On Monday, Reuters reported a rise in Three-Month LIBOR for the U.S. Dollar, driven by the expectation that the Federal Reserve will raise rates as the American economy continues to improve. The key LIBOR rate reached 0.32375%, versus 0.32063% the previous Friday. LIBORATED.com has reported on banks’ approval of activist central bank programs of low rates and increased liquidity to prop up economies. When economic conditions improve, central banks reverse such programs in order to stem potential inflation. In turn, banks become more uneasy about markets, responding with higher interbank loan rates. LIBOR follows suit with increases.

On Tuesday, iMarketNews.com quoted an expert who summed up increases in LIBOR: anticipation of increased costs of funding for banks due to central bank rate hikes and the specter of Greece and Portugal’s financial troubles roiling markets. This good news/bad news mix is compelling banks to boost their rates, per the article. On this day, The Wall Street Journal reported the following LIBOR movement:
  • Three-month U.S. LIBOR up to 0.32781%
  • Three-month Euro LIBOR up to 0.58750%
  • Three-month Sterling LIBOR unchanged at 0.66375%

The Wall Street Journal reported on Wednesday that futures contracts for Eurodollars anticipated higher LIBOR rates for year’s end and 2011, confirming the effect of central bank rollbacks and Greek/Portuguese uncertainty.
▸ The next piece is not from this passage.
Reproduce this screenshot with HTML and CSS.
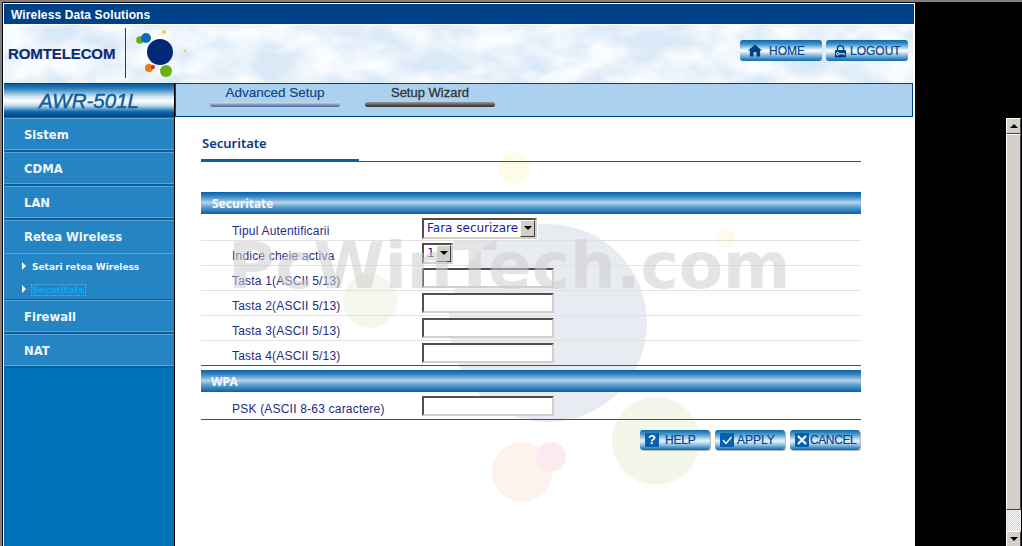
FILE: index.html
```html
<!DOCTYPE html>
<html lang="ro">
<head>
<meta charset="utf-8">
<title>Wireless Data Solutions</title>
<link rel="stylesheet" href="styles.css">
</head>
<body>
<div class="window">
  <div class="titlebar">Wireless Data Solutions</div>
  <header class="brand">
    <svg class="clouds" width="909" height="58" aria-hidden="true">
      <filter id="cloud2" x="0" y="0" width="100%" height="100%">
        <feTurbulence type="fractalNoise" baseFrequency="0.024 0.04" numOctaves="3" seed="11" result="n"/>
        <feColorMatrix in="n" type="matrix" values="0 0 0 0 0.96  0 0 0 0 0.98  0 0 0 0 1  2.4 0 0 0 -0.7"/>
      </filter>
      <rect width="909" height="58" fill="#dae9f7"/>
      <rect width="909" height="58" filter="url(#cloud2)"/>
    </svg>
    <div class="logo">
      <span class="logo-name">ROMTELECOM</span>
      <svg class="logo-mark" width="70" height="52" viewBox="0 0 70 52" aria-hidden="true">
        <rect x="0" y="0" width="1" height="50" fill="#1c3f7c"/>
        <circle cx="35" cy="24" r="13" fill="#002a78"/>
        <circle cx="15" cy="12" r="3.8" fill="#6aa81e"/>
        <circle cx="21" cy="10" r="5" fill="#0a6cb8"/>
        <circle cx="39" cy="4" r="2" fill="#fcd020"/>
        <circle cx="60" cy="23" r="1.2" fill="#fcd020"/>
        <circle cx="24" cy="40" r="4" fill="#f07810"/>
        <circle cx="28" cy="39" r="2" fill="#e02020"/>
        <circle cx="41" cy="43" r="6" fill="#6cb010"/>
      </svg>
    </div>
    <nav class="top-actions">
      <a class="btn btn-top btn-home" href="#">
        <svg width="14" height="13" viewBox="0 0 15 13" aria-hidden="true"><path d="M7.5 0 15 6.6h-2V13H9V8.5H6V13H2V6.6H0z" fill="#00428a"/></svg>
        <span>HOME</span>
      </a>
      <a class="btn btn-top btn-logout" href="#">
        <svg width="13" height="14" viewBox="0 0 14 14" aria-hidden="true"><path d="M3 6V4.5a4 4 0 0 1 8 0V6H9.6V4.5a2.6 2.6 0 0 0-5.2 0V6z" fill="#00428a"/><rect x="1" y="6" width="12" height="8" rx="1" fill="#00428a"/><circle cx="4" cy="10" r="1.4" fill="none" stroke="#fff"/><path d="M5.4 10H11V11.4" fill="none" stroke="#fff"/></svg>
        <span>LOGOUT</span>
      </a>
    </nav>
  </header>
  <div class="columns">
    <aside class="sidebar">
      <div class="model">AWR-501L</div>
      <ul class="menu">
        <li class="menu-item"><a href="#">Sistem</a></li>
        <li class="menu-item"><a href="#">CDMA</a></li>
        <li class="menu-item"><a href="#">LAN</a></li>
        <li class="menu-item menu-open"><a href="#">Retea Wireless</a></li>
        <li class="submenu">
          <a class="sub-link" href="#"><i class="tri"></i><span>Setari retea Wireless</span></a>
          <a class="sub-link sub-active" href="#"><i class="tri"></i><span>Securitate</span></a>
        </li>
        <li class="menu-item"><a href="#">Firewall</a></li>
        <li class="menu-item"><a href="#">NAT</a></li>
      </ul>
    </aside>
    <main class="main">
      <svg class="bubbles" width="738" height="429" viewBox="175 117 738 429" aria-hidden="true">
        <circle cx="548" cy="323" r="99" fill="#e9ebf3"/>
        <circle cx="514" cy="168" r="16" fill="#fefce9"/>
        <circle cx="725" cy="239" r="10" fill="#fefce9"/>
        <circle cx="370" cy="301" r="27" fill="#f4f8ec"/>
        <circle cx="656" cy="441" r="44" fill="#f2f7ea"/>
        <circle cx="522" cy="472" r="30" fill="#fdf2ec"/>
        <circle cx="551" cy="457" r="15" fill="#fdeaee"/>
      </svg>
      <div class="tabs">
        <a class="tab tab-blue" href="#">Advanced Setup</a>
        <a class="tab tab-dark" href="#">Setup Wizard</a>
      </div>
      <div class="content">
        <div class="page-title"><h1>Securitate</h1></div>
        <h2 class="section first">Securitate</h2>
        <div class="row">
          <label>Tipul Autentificarii</label>
          <span class="select select-wide"><select><option>Fara securizare</option></select><i class="arrow"></i></span>
        </div>
        <div class="row">
          <label>Indice cheie activa</label>
          <span class="select select-small"><select><option>1</option></select><i class="arrow"></i></span>
        </div>
        <div class="row"><label>Tasta 1(ASCII 5/13)</label><input type="text"></div>
        <div class="row"><label>Tasta 2(ASCII 5/13)</label><input type="text"></div>
        <div class="row"><label>Tasta 3(ASCII 5/13)</label><input type="text"></div>
        <div class="row row-end"><label>Tasta 4(ASCII 5/13)</label><input type="text"></div>
        <h2 class="section second">WPA</h2>
        <div class="row row-end row-psk"><label>PSK (ASCII 8-63 caractere)</label><input type="text"></div>
        <div class="actions">
          <a class="btn btn-act" href="#"><span class="ico ico-text">?</span><span class="btn-label-help">HELP</span></a>
          <a class="btn btn-act" href="#"><span class="ico"><svg width="14" height="14" viewBox="0 0 14 14" aria-hidden="true"><path d="M3 7l3 3.5L11.5 4" fill="none" stroke="#fff" stroke-width="1.4"/></svg></span><span>APPLY</span></a>
          <a class="btn btn-act btn-cancel" href="#"><span class="ico"><svg width="14" height="14" viewBox="0 0 14 14" aria-hidden="true"><path d="M3 3l8 8M11 3l-8 8" fill="none" stroke="#fff" stroke-width="2.2"/></svg></span><span>CANCEL</span></a>
        </div>
      </div>
      <div class="watermark">PcWinTech.com</div>
    </main>
  </div>
</div>
<div class="scrollbar" aria-hidden="true">
  <div class="sb-btn"><i class="sb-up"></i></div>
  <div class="sb-thumb"></div>
  <div class="sb-track"></div>
  <div class="sb-btn"><i class="sb-down"></i></div>
</div>
</body>
</html>
```
FILE: styles.css
```css
* { box-sizing: border-box; }
html, body { height: 546px; overflow: hidden; }
body {
  margin: 0;
  background: #000;
  border-top: 2px solid #808080;
  border-left: 2px solid #808080;
  padding: 1px 0 0 1px;
  display: flex;
  align-items: stretch;
  font-family: "Liberation Sans", Arial, sans-serif;
}
a { text-decoration: none; color: inherit; }

.window {
  width: 912px;
  flex: none;
  background: #fff;
  border: 1px solid #fff;
  border-bottom: 0;
  display: flex;
  flex-direction: column;
}
.titlebar {
  height: 20px;
  margin-bottom: 1px;
  background: #00428a;
  color: #fff;
  font-size: 12px;
  letter-spacing: 0.12px;
  font-weight: bold;
  line-height: 23px;
  padding-left: 7px;
}
.brand {
  height: 58px;
  width: 909px;
  position: relative;
  display: flex;
  justify-content: space-between;
  align-items: center;
  overflow: hidden;
}
.clouds { position: absolute; left: 0; top: 0; }
.logo { position: relative; display: flex; align-items: center; padding-left: 4px; height: 58px; }
.logo-name {
  color: #0c2c78;
  font-weight: bold;
  font-size: 15px;
  letter-spacing: -0.1px;
  -webkit-text-stroke: 0.2px #0c2c78;
  width: 117px;
  white-space: nowrap;
  padding-bottom: 2px;
}
.logo-mark { margin-top: 0; }
.top-actions { position: relative; display: flex; gap: 4px; padding: 0 5px 8px 0; }

.btn {
  display: flex;
  align-items: center;
  border-radius: 3px;
  color: #0b4391;
  -webkit-text-stroke: 0.2px #0b4391;
  background: linear-gradient(#0868ae 0%, #3f92c8 20%, #dfeef8 45%, #ffffff 52%, #8dbfe0 72%, #0868ae 100%);
}
.btn-top { width: 82px; height: 21px; font-size: 12px; padding-top: 1px; }
.btn-home { padding-left: 8px; gap: 7px; }
.btn-logout { padding-left: 8px; gap: 3px; }
.btn-act {
  width: 70px;
  height: 20px;
  font-size: 12px;
  padding-left: 5px;
  gap: 3px;
  box-shadow: 1px 1px 0 #b4b8bc;
  background: linear-gradient(#0868ae 0%, #4d9acc 22%, #cfe4f2 48%, #e8f3fa 55%, #8dbfe0 75%, #0868ae 100%);
}
.btn-label-help { margin-left: 3px; letter-spacing: -0.2px; }
.btn-cancel { gap: 1px; letter-spacing: -0.4px; }
.ico {
  width: 14px;
  height: 14px;
  flex: none;
  background: #0660ae;
  display: inline-flex;
  border-radius: 1px;
  color: #fff;
  -webkit-text-stroke: 0;
}
.ico-text { font-weight: bold; font-size: 13px; line-height: 14px; justify-content: center; }

.columns { flex: 1; display: flex; min-height: 0; width: 910px; }
.sidebar {
  width: 171px;
  flex: none;
  background: #0070b8;
  border-right: 1px solid #000;
}
.model {
  height: 34px;
  text-align: center;
  font-size: 20.5px;
  font-style: italic;
  line-height: 34px;
  color: #0f5c9f;
  -webkit-text-stroke: 0.45px #0f5c9f;
  background: linear-gradient(#0a5aa0 0%, #2a7fbc 14%, #cfe4f3 38%, #ffffff 52%, #bcd9ec 66%, #0a6ab0 84%, #00407c 100%);
  border-top: 1px solid #00428a;
}
.menu {
  list-style: none;
  margin: 1px 0 0;
  padding: 0;
  font-family: "DejaVu Sans", Verdana, sans-serif;
  color: #f2f6fb;
}
.menu-item {
  height: 34px;
  background: #2484c4;
  border-top: 1px solid #5aa5d8;
  border-bottom: 2px solid #0a609c;
  box-shadow: inset 0 -1px 0 #5aa5d8;
  font-size: 11.6px;
  font-weight: bold;
  line-height: 32px;
  padding-left: 20px;
}
.menu-open { border-bottom: 0; }
.submenu {
  height: 46px;
  background: #2484c4;
  padding: 1px 0 0 18px;
  font-size: 9px;
  font-weight: bold;
  border-bottom: 1px solid #0a609c;
}
.sub-link { display: flex; align-items: center; height: 23px; }
.tri {
  width: 0;
  height: 0;
  border-left: 4px solid #fff;
  border-top: 4px solid transparent;
  border-bottom: 4px solid transparent;
  margin-right: 6px;
  position: relative;
  top: -1px;
}
.sub-active { color: #10a4f4; }
.sub-active span { outline: 1px dotted #e08a40; }

.main { flex: 1; position: relative; min-width: 0; overflow: hidden; }
.bubbles { position: absolute; left: 0; top: 34px; }
.tabs {
  position: relative;
  height: 34px;
  background: #abd1ee;
  border: 1px solid #00428a;
  margin-right: 1px;
  display: flex;
  padding-left: 34px;
  gap: 25px;
}
.tab {
  width: 130px;
  height: 23px;
  text-align: center;
  font-size: 13.5px;
  line-height: 17px;
  position: relative;
}
.tab::after {
  content: "";
  position: absolute;
  left: 0;
  right: 0;
  bottom: 0;
  height: 5px;
  border-radius: 3px;
}
.tab-blue { color: #0c4488; -webkit-text-stroke: 0.15px #0c4488; }
.tab-blue::after { background: linear-gradient(#d8e4f0, #8a9cc0 50%, #3f6aa0); }
.tab-dark { color: #333; font-size: 13px; -webkit-text-stroke: 0.3px #333; }
.tab-dark::after { background: linear-gradient(#9a9a9a, #606060 50%, #2c2c2c); }

.content { position: relative; width: 660px; margin-left: 26px; }
.page-title {
  height: 45px;
  border-bottom: 1px solid #0660ae;
}
.page-title h1 {
  margin: 0;
  width: 158px;
  height: 45px;
  border-bottom: 3px solid #0660ae;
  font-size: 13px;
  font-weight: 600;
  font-family: "Noto Sans", Verdana, sans-serif;
  line-height: 53px;
  padding-left: 1px;
  color: #0a3a80;
}
.section {
  margin: 0;
  height: 22px;
  padding-left: 11px;
  font-family: "Noto Sans", Verdana, sans-serif;
  font-size: 12px;
  font-weight: bold;
  line-height: 23px;
  color: #f2f6fb;
  background: linear-gradient(#0660ae 0%, #3d8ac4 22%, #b4d4ea 48%, #5ca0d0 68%, #0660ae 100%);
}
.section.first { margin-top: 30px; margin-bottom: 2px; }
.section.second { margin-top: 4px; margin-bottom: 1px; padding-left: 10px; }
.row {
  height: 25px;
  display: flex;
  align-items: center;
  border-bottom: 1px solid #e2e2e2;
}
.row-end { border-bottom-color: #0a6480; }
.row-psk { height: 27px; }
.row label {
  width: 221px;
  padding-left: 31px;
  font-family: "Liberation Sans", Arial, sans-serif;
  font-size: 12px;
  letter-spacing: 0.2px;
  color: #1e2c82;
  flex: none;
  padding-top: 5px;
}
.row input {
  width: 132px;
  height: 20px;
  background: #fff;
  border: 2px solid;
  border-color: #505050 #d4d0c8 #d4d0c8 #505050;
  padding: 0;
  margin: 0;
}
.select {
  position: relative;
  display: block;
  height: 21px;
  background: #fff;
}
.select select {
  appearance: none;
  width: 100%;
  height: 100%;
  display: block;
  border: 2px solid;
  border-color: #505050 #d4d0c8 #d4d0c8 #505050;
  outline: 1px solid #fff;
  background: #fff;
  padding: 0 0 0 3px;
  font-family: "DejaVu Sans", Verdana, sans-serif;
  font-size: 12px;
  color: #1a1a9a;
}
.select-wide { width: 115px; }
.select-small { width: 31px; }
.arrow {
  position: absolute;
  right: 2px;
  top: 2px;
  width: 15px;
  height: 17px;
  background: #d4d0c8;
  border: 1px solid;
  border-color: #fff #404040 #404040 #fff;
}
.arrow::after {
  content: "";
  position: absolute;
  left: 3px;
  top: 5px;
  border-top: 4px solid #000;
  border-left: 4px solid transparent;
  border-right: 4px solid transparent;
}
.actions { display: flex; justify-content: flex-end; gap: 5px; margin-top: 10px; padding-right: 1px; }

.watermark {
  position: absolute;
  left: 53px;
  top: 146px;
  font-family: "DejaVu Sans", Verdana, sans-serif;
  font-size: 64.5px;
  font-weight: bold;
  line-height: 74px;
  white-space: nowrap;
  color: rgba(205,205,205,0.55);
  pointer-events: none;
}

.scrollbar {
  margin: 115px 0 0 91px;
  width: 15px;
  height: 429px;
  flex: none;
  display: flex;
  flex-direction: column;
  background: #d4d0c8;
}
.sb-btn {
  height: 16px;
  flex: none;
  background: #d4d0c8;
  border: 1px solid;
  border-color: #fff #404040 #404040 #fff;
  display: flex;
  align-items: center;
  justify-content: center;
}
.sb-up { border-bottom: 4px solid #000; border-left: 4px solid transparent; border-right: 4px solid transparent; }
.sb-down { border-top: 4px solid #000; border-left: 4px solid transparent; border-right: 4px solid transparent; }
.sb-thumb {
  height: 376px;
  flex: none;
  background: #d4d0c8;
  border: 1px solid;
  border-color: #fff #404040 #404040 #fff;
}
.sb-track {
  flex: 1;
  background-color: #fff;
  background-image: repeating-conic-gradient(#d4d0c8 0 25%, #fff 0 50%);
  background-size: 2px 2px;
}
```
The trend continued Thursday as Reuters reported Three Month U.S. Dollar LIBOR rates at the highest level since August 2009. Concurrently, the LIBOR/OIS Spread in U.S. Dollar widened to its largest divergence since December 2009. The LIBOR/OIS Spread compares three-month LIBOR rates to the historically more stable OIS (overnight indexed swap), an anticipated monthly average of central bank rates. The wider the gap, the more reluctant banks are to lend.